One characteristic that separates the lecture from both of these things is length. As a longer-form exchange, the lecture provides an opportunity to more thoroughly step through a series of interconnecting ideas, crafting a picture from the various pieces of the puzzle along the way. In conversation with Associate Professor Melanie White from UNSW, Dr Nick Apoifis put it this way: “the lecture is a mechanism to tell a story (…) it’s like a little novella.” 

The novella analogy is an interesting one, in part because many critics of the lecture will propose that you can acquire all necessary knowledge from books or websites alone. But whilst I am not one to argue against the transformative value of a book, the ability to talk about a book, situate it within a context, and discuss the ideas and movements that have been shaped by it, is an experience that cannot be matched by anything quite like the lecture. Although I cannot speak for disciplines outside of the arts, social sciences and law, what makes the lecture valuable is not that it merely communicates content, but that it crafts a careful narrative out of this content – situating it within a world that is at once familiar and new.

But beyond the merely pedagogical, the lecture is a site for socialisation. The reality is that the vast majority of today’s university students have to work a lot more than they did twenty to thirty years ago. As a result, time on campus to establish relationships and make memories is often limited. Thus conversations that start in the lecture theatre and spill over to outside are invaluable to developing a sense of connection with others at the university. As nerdy as it sounds, when I think of my first years at the University of Sydney, some of my most cherished memories include heated discussions about the value of political theory, or questions about a novel that bubbled in the lecture theatre and exploded once my friends and I got outside.

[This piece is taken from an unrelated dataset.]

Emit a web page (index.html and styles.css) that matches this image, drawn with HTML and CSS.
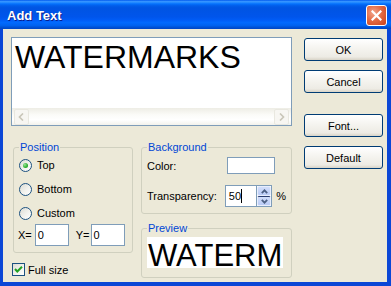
FILE: index.html
```html
<!DOCTYPE html>
<html>
<head>
<meta charset="utf-8">
<title>Add Text</title>
<link rel="stylesheet" href="styles.css">
</head>
<body>
<div class="window">
  <div class="titlebar">
    <span class="title">Add Text</span>
    <span class="close"><svg width="11" height="11" viewBox="0 0 11 11"><path d="M1.5 1.5 L9.5 9.5 M9.5 1.5 L1.5 9.5" stroke="#fff" stroke-width="2.2" stroke-linecap="square"/></svg></span>
  </div>
  <div class="client">
    <div class="left">
      <div class="editor">
        <div class="editor-text">WATERMARKS</div>
        <div class="hscroll">
          <span class="sbtn"><svg width="7" height="8" viewBox="0 0 7 8"><polyline points="5,0.5 1.5,4 5,7.5" fill="none" stroke="#C8C5B8" stroke-width="1.6"/></svg></span>
          <span class="strack"></span>
          <span class="sbtn"><svg width="7" height="8" viewBox="0 0 7 8"><polyline points="2,0.5 5.5,4 2,7.5" fill="none" stroke="#C8C5B8" stroke-width="1.6"/></svg></span>
        </div>
      </div>
      <div class="lower">
        <div class="col-pos">
          <fieldset class="group pos">
            <legend>Position</legend>
            <div class="radio-row"><span class="radio checked"><span class="dot"></span></span><span>Top</span></div>
            <div class="radio-row"><span class="radio"></span><span>Bottom</span></div>
            <div class="radio-row last"><span class="radio"></span><span>Custom</span></div>
            <div class="xy-row">
              <span class="xy-label">X=</span>
              <span class="edit small">0</span>
              <span class="xy-label y">Y=</span>
              <span class="edit small">0</span>
            </div>
          </fieldset>
          <div class="check-row">
            <span class="checkbox"><svg width="11" height="11" viewBox="0 0 11 11"><polyline points="2,5 4.3,7.5 9,2.8" fill="none" stroke="#21A121" stroke-width="2"/></svg></span>
            <span>Full size</span>
          </div>
        </div>
        <div class="col-right">
          <fieldset class="group bg">
            <legend>Background</legend>
            <div class="color-row">
              <span class="field-label color-label">Color:</span>
              <span class="swatch"></span>
            </div>
            <div class="trans-row">
              <span class="field-label trans-label">Transparency:</span>
              <span class="edit trans">50<span class="caret"></span></span>
              <span class="spin">
                <span class="spin-btn up"><svg width="7" height="5" viewBox="0 0 7 5"><polyline points="0.8,4.2 3.5,1.3 6.2,4.2" fill="none" stroke="#4D6185" stroke-width="1.8"/></svg></span>
                <span class="spin-btn down"><svg width="7" height="5" viewBox="0 0 7 5"><polyline points="0.8,0.8 3.5,3.7 6.2,0.8" fill="none" stroke="#4D6185" stroke-width="1.8"/></svg></span>
              </span>
              <span class="pct">%</span>
            </div>
          </fieldset>
          <fieldset class="group preview">
            <legend>Preview</legend>
            <div class="preview-box"><span class="preview-text">WATERM</span></div>
          </fieldset>
        </div>
      </div>
    </div>
    <div class="buttons">
      <div class="btn ok">OK</div>
      <div class="btn cancel">Cancel</div>
      <div class="btn font">Font...</div>
      <div class="btn default">Default</div>
    </div>
  </div>
</div>
</body>
</html>
```

FILE: styles.css
```css
* { box-sizing: border-box; }

body {
  margin: 0;
  font-family: "Liberation Sans", Arial, sans-serif;
  font-size: 11px;
  color: #000;
}

.window {
  width: 391px;
  height: 286px;
  background: #0B47D6;
  display: flex;
  flex-direction: column;
  overflow: hidden;
}

.titlebar {
  flex: none;
  height: 29px;
  display: flex;
  align-items: flex-start;
  padding: 3px 0 0 7px;
  background: linear-gradient(to bottom,
    #0058EE 0%, #3593FF 5%, #288EFF 8%, #127DFF 11%, #036FFC 14%,
    #0262EE 18%, #0057E5 24%, #0054E3 30%, #0055EB 58%, #005BF5 68%,
    #026AFE 78%, #0062EF 88%, #0052D6 94%, #0046C4 100%);
}

.title {
  line-height: 26px;
  font-size: 13px;
  font-weight: bold;
  color: #fff;
  text-shadow: 1px 1px 0 #0A1E8C;
}

.close {
  margin-left: auto;
  margin-right: 4px;
  margin-top: 2px;
  width: 21px;
  height: 21px;
  border: 1px solid #fff;
  border-radius: 3px;
  background: radial-gradient(circle at 35% 35%, #F2A58C 0%, #E36B45 45%, #C9401A 100%);
  display: flex;
  align-items: center;
  justify-content: center;
}

.client {
  flex: 1;
  margin: 0 4px 4px 3px;
  background: #ECE9D8;
  display: flex;
  align-items: flex-start;
  padding: 8px 0 0 8px;
}

.left {
  width: 281px;
  flex: none;
}

/* main text editor */
.editor {
  width: 281px;
  height: 89px;
  border: 1px solid #7F9DB9;
  background: #fff;
  display: flex;
  flex-direction: column;
}

.editor-text {
  flex: 1;
  font-size: 32px;
  line-height: 36px;
  padding: 1px 0 0 3px;
  white-space: nowrap;
  overflow: hidden;
}

.hscroll {
  flex: none;
  height: 17px;
  display: flex;
  align-items: center;
  padding: 0 2px;
  background: linear-gradient(to bottom, #EEEDE5 0%, #FBFBF8 40%, #FFFFFF 70%, #F3F2EC 100%);
}

.sbtn {
  width: 15px;
  height: 16px;
  border: 1px solid #E9E8E0;
  border-radius: 2px;
  background: #F7F6F2;
  display: flex;
  align-items: center;
  justify-content: center;
}

.strack { flex: 1; }

/* lower area */
.lower {
  display: flex;
  margin-top: 15px;
}

.col-pos {
  width: 122px;
  flex: none;
}

.col-right {
  width: 151px;
  flex: none;
  margin-left: 8px;
}

.group {
  margin: 0;
  min-width: 0;
  border: 1px solid #D0D0BF;
  border-radius: 3px;
  padding: 3px 5px 6px 5px;
}

.group legend {
  padding: 0 1px;
  color: #0046D5;
  line-height: 13px;
  font-size: 11px;
}

.pos {
  width: 120px;
  margin-left: 2px;
}

.radio-row {
  height: 16px;
  display: flex;
  align-items: center;
  gap: 5px;
  margin-bottom: 8px;
}

.radio-row.last { margin-bottom: 3px; }

.radio {
  width: 13px;
  height: 13px;
  border: 1px solid #1C5180;
  border-radius: 50%;
  background: linear-gradient(135deg, #DCDCD4 0%, #F2F2EE 55%, #FFFFFF 100%);
  display: flex;
  align-items: center;
  justify-content: center;
}

.dot {
  width: 5px;
  height: 5px;
  border-radius: 50%;
  background: radial-gradient(circle at 35% 35%, #9BE39B 0%, #2DB02D 60%, #1E8F1E 100%);
}

.xy-row {
  height: 22px;
  display: flex;
  align-items: center;
}

.xy-label {
  margin-left: -1px;
  margin-right: 3px;
}

.xy-label.y {
  margin-left: 7px;
  margin-right: 1px;
}

.edit {
  height: 22px;
  border: 1px solid #7F9DB9;
  background: #fff;
  display: flex;
  align-items: center;
  padding-left: 2px;
}

.edit.small { width: 34px; }

.check-row {
  margin-top: 10px;
  margin-left: 1px;
  height: 13px;
  display: flex;
  align-items: center;
  gap: 3px;
}

.checkbox {
  width: 13px;
  height: 13px;
  border: 1px solid #1C5180;
  background: linear-gradient(135deg, #DCDCD4 0%, #F2F2EE 55%, #FFFFFF 100%);
  display: flex;
  align-items: center;
  justify-content: center;
}

/* background group */
.color-row {
  height: 17px;
  display: flex;
  align-items: center;
}

.color-label { width: 80px; }

.swatch {
  width: 48px;
  height: 17px;
  border: 1px solid #7F9DB9;
  background: #fff;
}

.trans-row {
  margin-top: 11px;
  height: 22px;
  display: flex;
  align-items: center;
}

.trans-label { width: 79px; }

.edit.trans {
  width: 33px;
  padding-left: 3px;
}

.caret {
  width: 1px;
  height: 14px;
  background: #000;
}

.spin {
  width: 15px;
  height: 22px;
  display: flex;
  flex-direction: column;
  border-top: 1px solid #7F9DB9;
  border-bottom: 1px solid #7F9DB9;
  border-right: 1px solid #7F9DB9;
  background: #fff;
}

.spin-btn {
  flex: 1;
  display: flex;
  align-items: center;
  justify-content: center;
  background: linear-gradient(to bottom, #D2DEFB 0%, #BACBF5 100%);
  border: 1px solid #E8EEFD;
  border-radius: 2px;
}

.spin-btn.down { border-top-color: #2A3D70; }

.pct { margin-left: 4px; }

/* preview group */
.bg { width: 151px; }

.preview {
  width: 151px;
  margin-top: 8px;
  padding: 2px 8px 9px 5px;
}

.preview-box {
  width: 136px;
  height: 31px;
  background: #fff;
  overflow: hidden;
  white-space: nowrap;
  padding-left: 1px;
}

.preview-text {
  font-size: 31px;
  line-height: 38px;
}

/* buttons */
.buttons {
  width: 79px;
  flex: none;
  margin-left: 12px;
  margin-top: 1px;
  display: flex;
  flex-direction: column;
}

.btn {
  height: 23px;
  border: 1px solid #003C74;
  border-radius: 3px;
  background: linear-gradient(to bottom, #FFFFFF 0%, #F6F5F1 40%, #EDEBE4 85%, #D8D3C7 100%);
  display: flex;
  align-items: center;
  justify-content: center;
}

.btn.cancel { margin-top: 9px; }
.btn.font { margin-top: 21px; }
.btn.default { margin-top: 9px; }
```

By contrast, online lectures reduce the learning experience to one that is more closely aligned with being kept in a monastic cell — staring at empty black blocks until the hour or two comes to a close, and you are left staring at a blank computer screen, completely on your own.

But the limited amount of spare time common among many of today’s students has of course been used to support the alternative position: ‘If a student has worked all day, the last thing that they want to do is come into university for a two hour lecture.’ This stance may, on the surface, be quite convincing. But, reality says otherwise. 

When polled, students show a persistently strong preference for face-to-face classes, acknowledging the inauthentic nature of online learning. Furthermore, the introduction of additional conveniences, such as Echo360, still failed to deter students from attending lectures in person. Naturally, students want a variety of things from their education. But from the perspective of a generation that are being forced to acquire considerable debt for a university education, we expect better than glorified Facetimes and YouTube videos. Heralded as the ‘tech-generation,’ our access to devices and the internet lead many to assume that we are ‘out of touch with reality,’ that we would rather live life with pixels than with other people. If anyone is out of touch here, it is the people who haven’t stepped foot in a lecture theatre for decades and still think that they have a better idea of what is good for students today.

In many ways, the lecture is a micro-iteration of the university’s claim to be a site of public knowledge. But in the grips of an industry that views education as an under-developed real estate opportunity, and measures success by efficiencies, cost-saving mechanisms and revenue projections, it is not the lecture, but the university that is dead.